Kang Kyung-wha, South Korea's newly-appointed foreign minister, directly addressed concerns that Messrs. Trump and Moon don't see eye to eye. In her first policy address on Monday in Seoul, Ms. Kang said the two leader's North Korea policy was in sync and that the summit would "underscore their common vision and mutual understanding."
Ms. Kang also reaffirmed that Mr. Moon's decision to freeze Thaad deployment in South Korea didn't mean that Seoul would reverse Thaad or remove it altogether, in remarks aimed at soothing concerns in Washington about the alliance.
On the issue of the five-year-old U.S.-Korea Free Trade Agreement, known as Korus, the U.S.'s largest bilateral trade pact, Mr. Moon's aides expect Mr. Trump will be eager to discuss the issue. Mr. Trump has lambasted it as "a horrible deal."
And when Mr. Trump called Mr. Moon last month to congratulate the South Korean leader on his electoral victory, a major topic was Korus, said Choi Jong-kun, a professor at Yonsei University in Seoul and a campaign adviser to Mr. Moon on foreign policy.
"I think Mr. Trump is more eager to talk about the free-trade agreement than Thaad," Mr. Choi said.
On an interpersonal level, some analysts have expressed worries about the personal rapport and body language between Mr. Trump and Mr. Moon.
Mr. Moon is a careful, measured politician who doesn't speak English and is only believed to have visited the U.S. once. Mr. Trump's meetings with China's Xi Jinping and Japan's Shinzo Abe have been marked by personal warmth and lavish praise.
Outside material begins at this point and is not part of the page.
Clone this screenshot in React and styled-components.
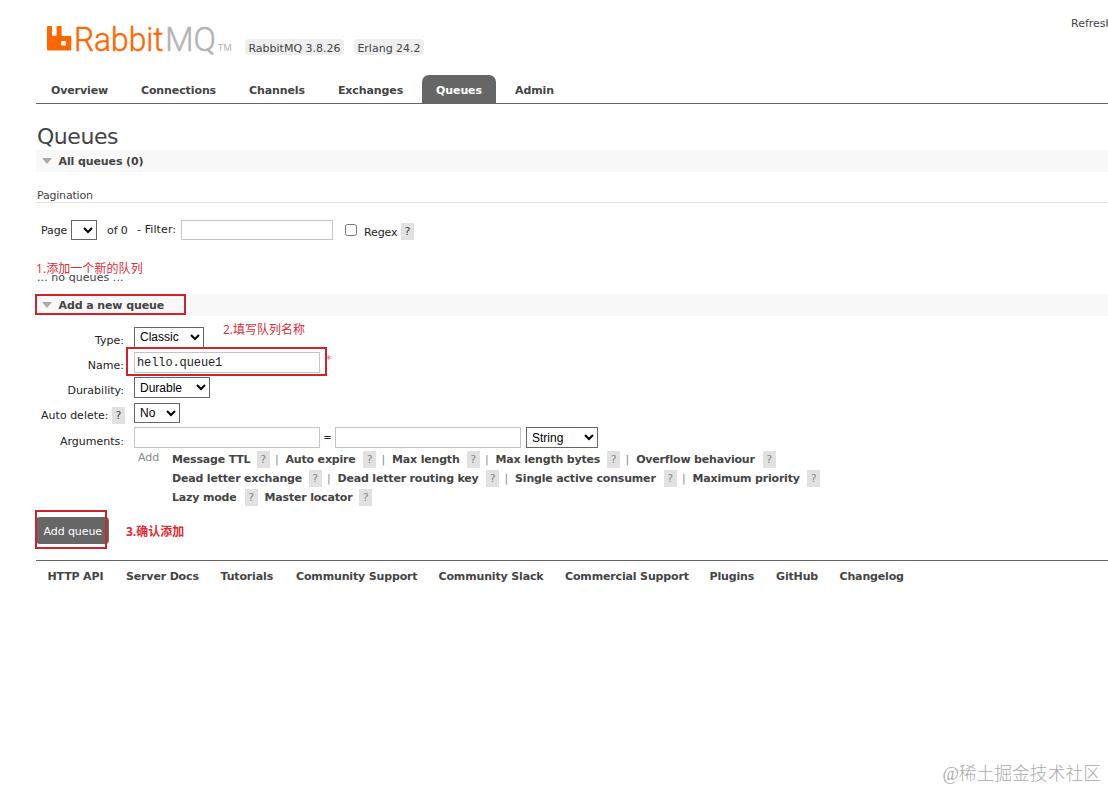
import React from "react";
import styled, { createGlobalStyle } from "styled-components";

const tabs = [
  { name: "Overview", width: 57 },
  { name: "Connections", width: 75 },
  { name: "Channels", width: 56 },
  { name: "Exchanges", width: 65 },
  { name: "Queues", width: 46, active: true },
  { name: "Admin", width: 39 },
];

const argumentRows = [
  [
    { name: "Message TTL", width: 78 },
    { name: "Auto expire", width: 71 },
    { name: "Max length", width: 68 },
    { name: "Max length bytes", width: 105 },
    { name: "Overflow behaviour", width: 120, last: true },
  ],
  [
    { name: "Dead letter exchange", width: 130 },
    { name: "Dead letter routing key", width: 142 },
    { name: "Single active consumer", width: 142 },
    { name: "Maximum priority", width: 108, last: true },
  ],
  [
    { name: "Lazy mode", width: 66, last: true },
    { name: "Master locator", width: 88, last: true },
  ],
];

const links = [
  { name: "HTTP API", width: 57 },
  { name: "Server Docs", width: 73 },
  { name: "Tutorials", width: 54 },
  { name: "Community Support", width: 121 },
  { name: "Community Slack", width: 105 },
  { name: "Commercial Support", width: 123 },
  { name: "Plugins", width: 45 },
  { name: "GitHub", width: 42 },
  { name: "Changelog", width: 64 },
];

function Logo() {
  return (
    <LogoImage width="190" height="40" viewBox="0 0 190 40">
      <path
        fill="#ff6600"
        d="M2 5h3q1 0 1 1v8q0 1 1 1h2.600q1 0 1-1V6q0-1 1-1h3q1 0 1 1v8q0 1 1 1h7.700q1 0 1 1v12.500q0 1-1 1H2q-1 0-1-1V6q0-1 1-1zM15.800 20q-.8 0-.8.8v3q0 .8.8.8h3.200q.8 0 .8-.8v-3q0-.8-.8-.8z"
      />
      <LogoText x="28" y="30" textLength="89.5" lengthAdjust="spacingAndGlyphs" $color="#f60">
        Rabbit
      </LogoText>
      <LogoText x="119" y="30" textLength="51" lengthAdjust="spacingAndGlyphs" $color="#b3b3b3">
        MQ
      </LogoText>
      <TradeMark x="172" y="30" textLength="14" lengthAdjust="spacingAndGlyphs">
        TM
      </TradeMark>
    </LogoImage>
  );
}

function Section({ title, marked }) {
  return (
    <SectionBar>
      <Triangle />
      <SectionText>{title}</SectionText>
      {marked && <Marker $left={-1} $top={0} $width={151} $height={21} />}
    </SectionBar>
  );
}

function App() {
  return (
    <Page>
      <GlobalStyle />
      <Header>
        <Logo />
        <Version $width={99}>RabbitMQ 3.8.26</Version>
        <Version $width={70}>Erlang 24.2</Version>
        <Refresh>Refreshed</Refresh>
      </Header>
      <Tabs>
        {tabs.map((tab) => (
          <Tab key={tab.name} $active={tab.active} $width={tab.width}>
            {tab.name}
          </Tab>
        ))}
      </Tabs>

      <Title>Queues</Title>
      <Section title="All queues (0)" />
      <Pagination>Pagination</Pagination>
      <Filter>
        <FilterText $width={30}>Page</FilterText>
        <Select $width={26} $height={20} />
        <FilterText $left={10} $width={30}>of 0</FilterText>
        <FilterText $width={44} $up>- Filter:</FilterText>
        <Input $width={152} $height={20} />
        <Checkbox type="checkbox" />
        <FilterText $left={7} $width={37} $down>Regex</FilterText>
        <Help $down>?</Help>
      </Filter>
      <Empty>
        ... no queues ...
        <Note $left={0} $top={3}>1.添加一个新的队列</Note>
      </Empty>

      <Section title="Add a new queue" marked />
      <Form>
        <Row>
          <Label>Type:</Label>
          <Select $width={70} $raised>
            <option>Classic</option>
          </Select>
          <Note $left={186} $top={-6}>2.填写队列名称</Note>
        </Row>
        <Row>
          <Label>Name:</Label>
          <Input $width={186} defaultValue="hello.queue1" />
          <Required>*</Required>
          <Marker $left={89} $top={-5} $width={201} $height={29} />
        </Row>
        <Row>
          <Label>Durability:</Label>
          <Select $width={76}>
            <option>Durable</option>
          </Select>
        </Row>
        <Row>
          <Label $shift={1}>
            Auto delete: <Help>?</Help>
          </Label>
          <Select $width={46} $height={20} $drop>
            <option>No</option>
          </Select>
        </Row>
        <Row>
          <Label $low>Arguments:</Label>
          <Input $width={186} />
          <Equals>=</Equals>
          <Input $width={186} />
          <Select $width={72} $left={5}>
            <option>String</option>
          </Select>
        </Row>
      </Form>

      <Arguments>
        <AddText>Add</AddText>
        <div>
          {argumentRows.map((row, i) => (
            <ArgumentRow key={i}>
              {row.map((arg) => (
                <Argument key={arg.name}>
                  <Fixed $width={arg.width}>{arg.name}</Fixed>
                  <Help $muted>?</Help>
                  {!arg.last && <Divider>|</Divider>}
                </Argument>
              ))}
            </ArgumentRow>
          ))}
        </div>
      </Arguments>

      <Submit>
        <Button>Add queue</Button>
        <Marker $left={-1} $top={-7} $width={72} $height={39} />
        <Note $left={90} $top={6} $bold>3.确认添加</Note>
      </Submit>
      <Footer>
        {links.map((link) => (
          <Fixed key={link.name} $width={link.width}>{link.name}</Fixed>
        ))}
      </Footer>
      <Watermark>@稀土掘金技术社区</Watermark>
    </Page>
  );
}

const GlobalStyle = createGlobalStyle`
  * {
    box-sizing: border-box;
  }
  body {
    margin: 0;
    overflow: hidden;
    background: #fff;
  }
`;

const Page = styled.div`
  position: relative;
  width: 1108px;
  height: 790px;
  padding-left: 36px;
  overflow: hidden;
  color: #444;
  font: 11px/16px "DejaVu Sans", "Noto Sans CJK SC", sans-serif;
  white-space: nowrap;
`;

const Header = styled.div`
  display: flex;
  height: 75px;
  padding: 21px 0 0 10px;
`;

const LogoImage = styled.svg`
  flex: none;
  overflow: visible;
`;

const LogoText = styled.text`
  fill: ${(p) => p.$color};
  stroke: ${(p) => p.$color};
  stroke-width: 0.5px;
  font-family: Roboto, sans-serif;
  font-weight: 300;
  font-size: 34px;
`;

const TradeMark = styled.text`
  fill: #b3b3b3;
  font-family: "Open Sans", sans-serif;
  font-size: 9px;
`;

const Version = styled.span`
  width: ${(p) => p.$width}px;
  height: 16px;
  margin: 18px 0 0 9px;
  border-radius: 4px;
  background: #eee;
  line-height: 19px;
  text-align: center;
  & + & {
    margin-left: 10px;
  }
`;

const Refresh = styled.span`
  width: 37px;
  margin: -6px 0 0 auto;
  overflow: hidden;
  line-height: 18px;
`;

const Tabs = styled.nav`
  display: flex;
  gap: 5px;
  height: 29px;
  padding-left: 1px;
  border-bottom: 1px solid #666;
`;

const Tab = styled.a`
  width: ${(p) => p.$width + 28}px;
  height: 28px;
  border-radius: 7px 7px 0 0;
  background: ${(p) => (p.$active ? "#666" : "transparent")};
  color: ${(p) => (p.$active ? "#fff" : "#444")};
  font-weight: bold;
  letter-spacing: -0.1px;
  line-height: 31px;
  text-align: center;
`;

const Title = styled.h1`
  height: 46px;
  margin: 0;
  padding: 18px 0 0 1px;
  font-size: 22px;
  font-weight: normal;
  letter-spacing: -0.45px;
  line-height: 29px;
`;

const SectionBar = styled.h2`
  position: relative;
  display: flex;
  align-items: center;
  height: 22px;
  margin: 0;
  padding-left: 6px;
  background: #f8f8f8;
  font-size: 11px;
  font-weight: bold;
`;

const SectionText = styled.span`
  padding-top: 1px;
  letter-spacing: -0.1px;
  line-height: 17px;
`;

const Triangle = styled.i`
  margin-right: 6.5px;
  border: solid transparent;
  border-width: 6px 5.5px 0;
  border-top-color: #aaa;
`;

const Marker = styled.div`
  position: absolute;
  left: ${(p) => p.$left}px;
  top: ${(p) => p.$top}px;
  width: ${(p) => p.$width}px;
  height: ${(p) => p.$height}px;
  border: 2px solid #ca252b;
`;

const Note = styled.span`
  position: absolute;
  left: ${(p) => p.$left}px;
  top: ${(p) => p.$top}px;
  color: #dc2b34;
  font: ${(p) => (p.$bold ? "bold" : "normal")} 12px/18px "Open Sans", "Noto Sans CJK SC", sans-serif;
`;

const Pagination = styled.div`
  height: 31px;
  padding: 16px 0 0 1px;
  border-bottom: 1px solid #e4e4e4;
  letter-spacing: -0.2px;
  line-height: 15px;
`;

const Filter = styled.div`
  display: flex;
  align-items: center;
  height: 54px;
  padding-left: 5px;
  color: #222;
`;

const FilterText = styled.span`
  width: ${(p) => p.$width}px;
  margin-left: ${(p) => p.$left || 0}px;
  padding-top: ${(p) => (p.$down ? 5 : p.$up ? 0 : 2)}px;
  letter-spacing: ${(p) => (p.$up ? 0.1 : -0.1)}px;
`;

const Select = styled.select`
  width: ${(p) => p.$width}px;
  height: ${(p) => p.$height || 21}px;
  margin: ${(p) => (p.$drop ? 1 : 0)}px 0 0 ${(p) => p.$left || 0}px;
  padding: 0 0 ${(p) => (p.$raised ? 1 : 0)}px 1px;
  border: 1px solid #666;
  border-radius: 0;
  background: #fff;
  color: #000;
  font: 12px "Liberation Sans", sans-serif;
`;

const Input = styled.input`
  width: ${(p) => p.$width}px;
  height: ${(p) => p.$height || 21}px;
  padding: 0 2px;
  border: 1px solid #c4c4c4;
  border-radius: 0;
  background: #fff;
  color: #222;
  font: 12px "Liberation Mono", monospace;
  letter-spacing: -0.1px;
`;

const Checkbox = styled.input`
  width: 12px;
  height: 12px;
  margin: 0 0 0 12px;
`;

const Help = styled.span`
  display: inline-block;
  width: 13px;
  height: 17px;
  margin-top: ${(p) => (p.$down ? 3 : 0)}px;
  background: #e1e1e1;
  color: ${(p) => (p.$muted ? "#888" : "#444")};
  font-weight: normal;
  line-height: 18px;
  text-align: center;
`;

const Empty = styled.div`
  position: relative;
  height: 37px;
  padding: 13px 0 0 1px;
  letter-spacing: 0.07px;
`;

const Form = styled.div`
  padding: 11px 0 0 1px;
  color: #222;
`;

const Row = styled.div`
  position: relative;
  display: flex;
  height: 25px;
`;

const Label = styled.label`
  width: 88px;
  height: 17px;
  margin: ${(p) => (p.$low ? 6 : 5)}px ${(p) => 10 - (p.$shift || 0)}px 0
    ${(p) => (p.$shift || 0) - 1}px;
  line-height: 17px;
  text-align: right;
`;

const Required = styled.span`
  margin-left: 6px;
  color: #f06a78;
`;

const Equals = styled.span`
  width: 15px;
  font-size: 10px;
  line-height: 21px;
  text-align: center;
`;

const Arguments = styled.div`
  display: flex;
  height: 65px;
  padding-left: 102px;
`;

const AddText = styled.span`
  width: 34px;
  margin-top: -2px;
  color: #888;
`;

const ArgumentRow = styled.div`
  display: flex;
  height: 19px;
`;

const Argument = styled.span`
  display: flex;
  margin-right: 7px;
  font-weight: bold;
  letter-spacing: -0.18px;
  ${Help} {
    margin: -1px 0 0 6.5px;
  }
`;

const Fixed = styled.span`
  width: ${(p) => p.$width}px;
`;

const Divider = styled.span`
  margin-left: 5.5px;
  color: #888;
  font-weight: normal;
`;

const Submit = styled.div`
  position: relative;
  height: 43px;
`;

const Button = styled.button`
  width: 72.5px;
  height: 27px;
  padding: 1px 0 0 1px;
  border: 0;
  border-radius: 4px;
  background: #666;
  color: #fff;
  font: 11px "DejaVu Sans", sans-serif;
  letter-spacing: -0.1px;
`;

const Footer = styled.footer`
  display: flex;
  gap: 21.5px;
  padding: 8px 0 0 11.5px;
  border-top: 1px solid #666;
  font-weight: bold;
  letter-spacing: -0.15px;
`;

const Watermark = styled.div`
  position: absolute;
  right: 7px;
  bottom: 4px;
  color: #aaa;
  font: 300 17.8px/24px "Liberation Serif", "Noto Sans CJK SC", sans-serif;
`;

export default App;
"Both Abe and Xi had the advantage that they're now very seasoned political figures," said Michael Mazarr, a senior political scientist at Rand Corp., a policy think tank. "Moon will still be in the process of accumulating that" experience.
"It's a meeting between two people who haven't met each other, so anything can happen," Mr. Choi said. "But the alliance is not just about the personal relationship, but about institutional consistency."
The senior White House official said it is possible at some point Messrs. Trump, Abe and Moon could jointly meet.